Cria de Ramos, rainha da Imperatriz exalta favela: 'Poder de mudar eleição'
"Sem comunidade não se faz carnaval". É esse o recado que Maria Mariá, 21, deixa após ver a sua escola do coração levar o título de campeã de Carnaval do Rio após 22 anos de jejum. Cria de Ramos, ela está a frente da bateria da Imperatriz Leopoldinense pelo primeiro ano.
A jovem, que é faixa preta de Taekwondo e formanda em comunicação, vive a poucos quarteirões da quadra da escola. Ela frequenta o espaço desde pequenininha e acredita que o Carnaval pode ajudar a transformar a realidade das favelas. "O samba nasceu aqui", afirma.

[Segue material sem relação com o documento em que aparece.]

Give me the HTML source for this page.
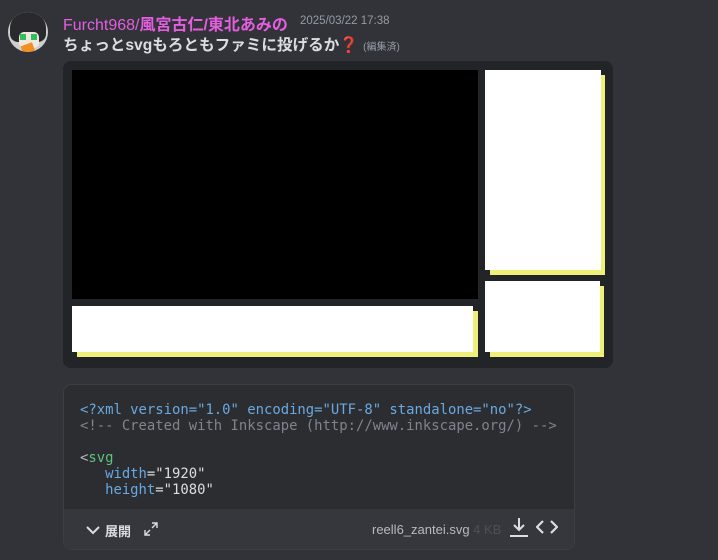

Ela enaltece o poder de Ramos e do Complexo do Alemão, além de lamentar as fake news criadas em torno da comunidade no último ano - durante o período eleitoral — e críticas proferidas à favela mesmo quando está no auge.
"Infelizmente, o nosso país foi montado com base escravocrata. Isso perpetua até hoje. As pessoas que estão nas favelas eram as que estavam naquele lugar. Ainda existe esse olhar de superioridade, de achar que eu sou melhor que você pelo tom de pele ou por onde veio", diz.
Ela reforça que o Carnaval é uma época boa para mostrar que pessoas talentosas vivem nas comunidades.
"Pessoas capacitadíssimas vivem aqui dentro e são produtoras de conhecimento. Não existe ninguém melhor que a gente para falar da gente e da favela", continua.
"Quando a gente demonstra aos preconceituosos que eles não estão mais num lugar confortável, principalmente os que sempre tiveram no topo, eles se sentem incomodadas porque estão vendo uma subversão. Ainda assim, tentam apagar", completa.
A gente produz muito, a gente movimenta, a gente é capaz de mudar o rumo de uma eleição. Nós podemos fazer tudo e não vai ter ninguém para parar. A gente é criado em um ambiente que mostra que nunca podemos desistir, que só nós podemos fazer por nós.
Hora das rainhas das comunidades
Um marco aconteceu em 2023: o protagonismo de mulheres pretas e de comunidade à frente das baterias. Das 12 agremiações, 6 delas contaram com rainhas que cresceram nas quadras das escolas de samba.
"Nosso lugar não deveria ter sido tirado. Esse resgate das escolas é importante para mostrar a representatividade do samba. A conexão com a comunidade é a pessoa mais fundamental... Sem essas pessoas que estão aqui na quadra, não se tem Carnaval. É importante que elas se sintam representadas", afirma.
Força de Lampião
Para Maria, o enredo que fortalece a cultura nordestina é uma lição contra xenofobia.
A escola levou o enredo "O aperreio do cabra que o excomungado tratou com malquerença e o santíssimo não deu guarida" para a avenida na segunda noite de desfiles da série especial.
"Nesses últimos quatro anos, a gente percebeu que o preconceito aumentou de uma maneira surreal, principalmente com a polarização das coisas. A xenofobia está aí. As pessoas não olham com carinho pelo outro. Não é assim que funciona", reflete a rainha de bateria.
Por ser um país com dimensão continental, o Brasil tem diversas culturas dentro de si.
"A gente precisa entender que cada local tem seu jeito de viver e sua engrenagem. O que funciona no Norte ou Nordeste, não funciona no Sul ou Sudeste. Somos diversos, isso é bacana", finaliza.